The current governance and incentives give well-intentioned, hard working Utahns the average results that any subsidized, bureaucratic monopoly is capable of providing. Unless Utahns choose to allow competitive disruption of this massive but aging monopoly that we call public education, we cannot expect anything dramatically different than our current mediocre results.
Parents should, through meaningful choice, have the right to send their children to a school that meets basic educational objectives. Accordingly, parents need the means to transparently assess finances, methods and results so that they can meaningfully exercise that choice.

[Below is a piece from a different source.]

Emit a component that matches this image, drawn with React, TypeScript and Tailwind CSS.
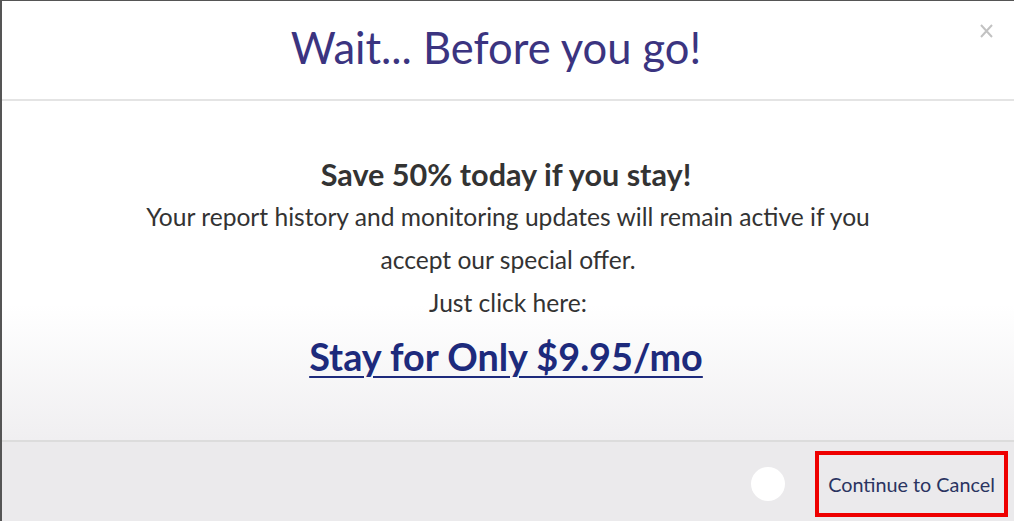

In the late 1980s, New Zealand, a small nation of a little more than 4 million, embarked on a fundamental reform of its primary and secondary schools based on choice and accountability. Instead of tinkering on the margins with an unresponsive national bureaucracy that delivered poor results, New Zealand — in one unified bold move — turned every school in the nation over to a local board of trustees, gave every parent the right to send their child to the school of their choice, and allowed centrally-provided per capita funding to follow the enrollment choice of the family.
The results speak for themselves. Although there was actually little disruption in enrollment patterns, there was a tremendous increase in the sense of competition between schools and the sense of ownership by parents. Under hyper-local governance, more dollars went to teaching. According to Maurice McTigue at George Mason University, "Since reforms were implemented, some 67 cents of each education dollar is spent in the classroom, which is more than double the previous amount. Parents play the dominant role in the educational choices for their children. Learning has improved, and classroom size is down."
Some bemoan that a few schools failed under New Zealand's model of accountability and choice. We, however, consider the elimination of schools that are not meeting student needs to be a benefit, not a problem.